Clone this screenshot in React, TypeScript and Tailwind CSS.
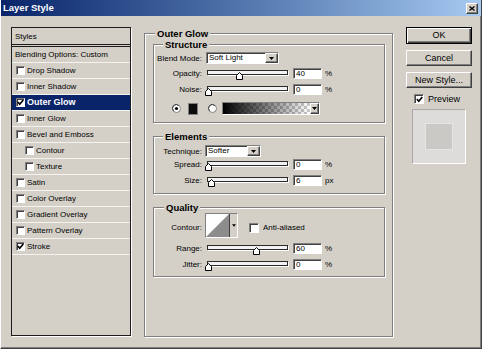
import React from "react";

const raised =
  "bg-[#d4d0c8] border-t border-l border-t-white border-l-white border-b border-r border-b-[#404040] border-r-[#404040] shadow-[inset_-1px_-1px_0_#808080]";
const sunken =
  "border-t border-l border-t-[#808080] border-l-[#808080] border-b border-r border-b-white border-r-white shadow-[inset_1px_1px_0_#404040]";

function Check({ checked, big }: { checked?: boolean; big?: boolean }) {
  return (
    <div
      className={`${big ? "w-[10px] h-[10px]" : "w-[9px] h-[9px]"} shrink-0 bg-white ${sunken} flex items-center justify-center`}
    >
      {checked && (
        <svg width="7" height="7" viewBox="0 0 7 7">
          <path d="M0.9 3.1 L2.7 5.2 L6.3 0.9" stroke="#000" strokeWidth="1.6" fill="none" />
        </svg>
      )}
    </div>
  );
}

function Tri({ w = 5 }: { w?: number }) {
  return (
    <svg width={w} height="3" viewBox="0 0 5 3">
      <path d="M0 0 H5 L2.5 3 Z" fill="#000" />
    </svg>
  );
}

function ArrowBtn({ cls }: { cls: string }) {
  return (
    <div className={`${raised} ${cls} flex items-center justify-center shrink-0`}>
      <Tri />
    </div>
  );
}

function Input({ value }: { value: string }) {
  return (
    <div className={`ml-[5px] w-[29px] h-[11px] bg-white ${sunken} pl-[2px] text-[8px] leading-[9px] shrink-0`}>
      {value}
    </div>
  );
}

function Slider({ pos }: { pos: number }) {
  return (
    <div className="relative ml-[5px] w-[81px] h-[11px] shrink-0">
      <div className="mt-[2px] h-[5px] border border-[#2a2a2a] bg-[#f2f2f2] shadow-[1px_1px_0_#fff]" />
      <svg className="absolute top-[4px]" style={{ left: pos }} width="7" height="8" viewBox="0 0 7 8">
        <path d="M3.5 0.5 L6.5 3.5 L6.5 7.5 L0.5 7.5 L0.5 3.5 Z" fill="#fff" stroke="#000" />
      </svg>
    </div>
  );
}

function SliderRow({
  label,
  value,
  unit,
  pos,
  cls,
}: {
  label: string;
  value: string;
  unit: string;
  pos: number;
  cls: string;
}) {
  return (
    <div className={`flex items-center h-[11px] ${cls}`}>
      <div className="w-[48px] text-right shrink-0">{label}</div>
      <Slider pos={pos} />
      <Input value={value} />
      <span className="ml-[3px] text-[8px]">{unit}</span>
    </div>
  );
}

function Group({
  title,
  cls,
  head,
  children,
}: {
  title: string;
  cls: string;
  head: string;
  children?: React.ReactNode;
}) {
  return (
    <div className={`border border-[#808080] shadow-[inset_1px_1px_0_#fff,1px_1px_0_#fff] ${cls}`}>
      <div className={`-mt-[6px] ${head} px-[2px] w-fit h-[11px] leading-[11px] bg-[#d4d0c8] font-bold text-[9.5px]`}>
        {title}
      </div>
      {children}
    </div>
  );
}

function Select({ text, w }: { text: string; w: string }) {
  return (
    <div className={`${w} h-[12px] bg-white ${sunken} flex items-center pl-[2px] shrink-0`}>
      <span className="leading-[10px]">{text}</span>
      <ArrowBtn cls="ml-auto w-[13px] h-full" />
    </div>
  );
}

function Radio({ on, cls = "" }: { on?: boolean; cls?: string }) {
  return (
    <svg className={`shrink-0 ${cls}`} width="9" height="9" viewBox="0 0 9 9">
      <circle cx="4.5" cy="4.5" r="4" fill="#fff" stroke="#808080" />
      <path d="M1.6 6.8 A3.6 3.6 0 0 1 6.8 1.6" stroke="#404040" fill="none" />
      {on && <circle cx="4.5" cy="4.5" r="1.6" fill="#000" />}
    </svg>
  );
}

const items: { label: string; checked?: boolean; selected?: boolean; indent?: boolean }[] = [
  { label: "Drop Shadow" },
  { label: "Inner Shadow" },
  { label: "Outer Glow", checked: true, selected: true },
  { label: "Inner Glow" },
  { label: "Bevel and Emboss" },
  { label: "Contour", indent: true },
  { label: "Texture", indent: true },
  { label: "Satin" },
  { label: "Color Overlay" },
  { label: "Gradient Overlay" },
  { label: "Pattern Overlay" },
  { label: "Stroke", checked: true },
];

export default function App() {
  return (
    <div className="w-[482px] h-[349px] bg-[#d4d0c8] border-l border-l-white border-r border-r-[#404040] border-b border-b-[#404040] shadow-[inset_0_-1px_0_#808080,inset_-1px_0_0_#808080] font-['Liberation_Sans',Arial,sans-serif] text-[8px] leading-[11px] text-black overflow-hidden">
      {/* Title bar */}
      <div className="h-[16px] bg-linear-to-r from-[#0a246a] to-[#a6caf0] flex items-center pl-[2px] pr-[3px]">
        <span className="text-white font-bold text-[9.5px] leading-[12px]">Layer Style</span>
        <div className={`ml-auto w-[12px] h-[11px] ${raised} flex items-center justify-center`}>
          <svg width="6" height="5" viewBox="0 0 6 5">
            <path d="M0.5 0.5 L5.5 4.5 M5.5 0.5 L0.5 4.5" stroke="#000" strokeWidth="1.3" />
          </svg>
        </div>
      </div>

      {/* Body */}
      <div className="flex items-start pt-[11px] pl-[10px]">
        {/* Styles list */}
        <div className="w-[120px] h-[309px] border border-[#1c1c1c] shadow-[1px_1px_0_#fff] shrink-0">
          <div className="h-[16px] pl-[3px] flex items-center border-b-[3px] border-double border-b-[#1c1c1c] box-content">
            Styles
          </div>
          <div className="h-[15px] pl-[3px] flex items-center border-b border-b-[#f4f3ef] box-content">
            Blending Options: Custom
          </div>
          {items.map((it) => (
            <div
              key={it.label}
              className={`h-[15px] flex items-center border-b border-b-[#f4f3ef] box-content ${
                it.indent ? "pl-[13px]" : "pl-[4px]"
              } ${it.selected ? "bg-[#0a246a] text-white font-bold text-[9px]" : ""}`}
            >
              <Check checked={it.checked} />
              <span className="ml-[2px]">{it.label}</span>
            </div>
          ))}
        </div>

        {/* Outer Glow group */}
        <Group title="Outer Glow" cls="ml-[13px] mt-[6px] w-[249px] h-[304px] shrink-0" head="ml-[10px]">
          {/* Structure */}
          <Group title="Structure" cls="ml-[8px] mt-[5px] w-[232px] h-[79px]" head="ml-[9px]">
            <div className="flex items-center h-[12px] mt-[2px]">
              <div className="w-[48px] text-right shrink-0">Blend Mode:</div>
              <div className="ml-[4px]">
                <Select text="Soft Light" w="w-[73px]" />
              </div>
            </div>
            <SliderRow label="Opacity:" value="40" unit="%" pos={29} cls="mt-[4px]" />
            <SliderRow label="Noise:" value="0" unit="%" pos={-2} cls="mt-[5px]" />
            <div className="flex items-center h-[13px] mt-[7px] pl-[18px]">
              <Radio on />
              <div className="ml-[7px] w-[10px] h-[12px] bg-[#0c0c0c] border border-[#808080] shrink-0" />
              <Radio cls="ml-[10px]" />
              <div className={`ml-[5px] w-[98px] h-[13px] ${sunken} flex shrink-0`}>
                <svg width="87" height="11" viewBox="0 0 87 11" className="shrink-0">
                  <defs>
                    <pattern id="chk" width="6" height="6" patternUnits="userSpaceOnUse">
                      <rect width="6" height="6" fill="#ffffff" />
                      <rect width="3" height="3" fill="#c8c8c8" />
                      <rect x="3" y="3" width="3" height="3" fill="#c8c8c8" />
                    </pattern>
                    <linearGradient id="fade" x1="0" x2="1" y1="0" y2="0">
                      <stop offset="0" stopColor="#000" />
                      <stop offset="1" stopColor="#000" stopOpacity="0" />
                    </linearGradient>
                  </defs>
                  <rect width="87" height="11" fill="url(#chk)" />
                  <rect width="87" height="11" fill="url(#fade)" />
                </svg>
                <ArrowBtn cls="w-[9px] h-[11px]" />
              </div>
            </div>
          </Group>

          {/* Elements */}
          <Group title="Elements" cls="ml-[8px] mt-[13px] w-[232px] h-[58px]" head="ml-[9px]">
            <div className="flex items-center h-[12px] mt-[3px]">
              <div className="w-[48px] text-right shrink-0">Technique:</div>
              <div className="ml-[3px]">
                <Select text="Softer" w="w-[56px]" />
              </div>
            </div>
            <SliderRow label="Spread:" value="0" unit="%" pos={-2} cls="mt-[2px]" />
            <SliderRow label="Size:" value="6" unit="px" pos={1} cls="mt-[5px]" />
          </Group>

          {/* Quality */}
          <Group title="Quality" cls="ml-[8px] mt-[13px] w-[232px] h-[70px]" head="ml-[10px]">
            <div className="flex items-start h-[25px]">
              <div className="w-[48px] text-right shrink-0 mt-[9px]">Contour:</div>
              <div className={`ml-[3px] w-[33px] h-[25px] ${sunken} bg-white flex shrink-0`}>
                <svg width="23" height="23" viewBox="0 0 23 23" className="shrink-0">
                  <rect width="23" height="23" fill="#fff" />
                  <path d="M0 23 L23 0 L23 23 Z" fill="#8c8c8c" />
                </svg>
                <div className="w-[1px] h-[23px] bg-[#404040] shrink-0" />
                <div className="w-[7px] h-[23px] bg-[#d4d0c8] flex items-center justify-center shrink-0">
                  <Tri w={4} />
                </div>
              </div>
              <div className="ml-[11px] mt-[9px] flex items-center">
                <Check big />
                <span className="ml-[4px]">Anti-aliased</span>
              </div>
            </div>
            <SliderRow label="Range:" value="60" unit="%" pos={46} cls="mt-[5px]" />
            <SliderRow label="Jitter:" value="0" unit="%" pos={-2} cls="mt-[5px]" />
          </Group>
        </Group>

        {/* Right column */}
        <div className="ml-[13px] w-[66px] flex flex-col text-[9px] shrink-0">
          <div className="h-[17px] border border-black bg-[#d4d0c8] flex items-center justify-center shadow-[inset_1px_1px_0_#fff,inset_-1px_-1px_0_#404040,inset_-2px_-2px_0_#808080]">
            OK
          </div>
          <div className={`mt-[6px] h-[16px] ${raised} flex items-center justify-center`}>Cancel</div>
          <div className={`mt-[6px] h-[16px] ${raised} flex items-center justify-center`}>New Style...</div>
          <div className="mt-[6px] h-[10px] ml-[8px] flex items-center">
            <Check checked big />
            <span className="ml-[4px] text-[9px]">Preview</span>
          </div>
          <div className="mt-[5px] ml-[6px] w-[54px] h-[55px] bg-[#dddcda] border-t border-l border-t-[#a8a8a8] border-l-[#a8a8a8] border-b border-r border-b-white border-r-white flex items-center justify-center">
            <div className="w-[28px] h-[27px] bg-[#cac9c6] border border-[#e6e5e2]" />
          </div>
        </div>
      </div>
    </div>
  );
}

────────────────────────────────────────

### Short problem
Write out, word for word, the lines from the start of the data through the one holding "border-l border-t-[#808080] border-l-[#808080]". Omit pictures.

### Answer for the task
Clone this screenshot in React, TypeScript and Tailwind CSS.
import React from "react";

const raised =
  "bg-[#d4d0c8] border-t border-l border-t-white border-l-white border-b border-r border-b-[#404040] border-r-[#404040] shadow-[inset_-1px_-1px_0_#808080]";
const sunken =
  "border-t border-l border-t-[#808080] border-l-[#808080] border-b border-r border-b-white border-r-white shadow-[inset_1px_1px_0_#404040]";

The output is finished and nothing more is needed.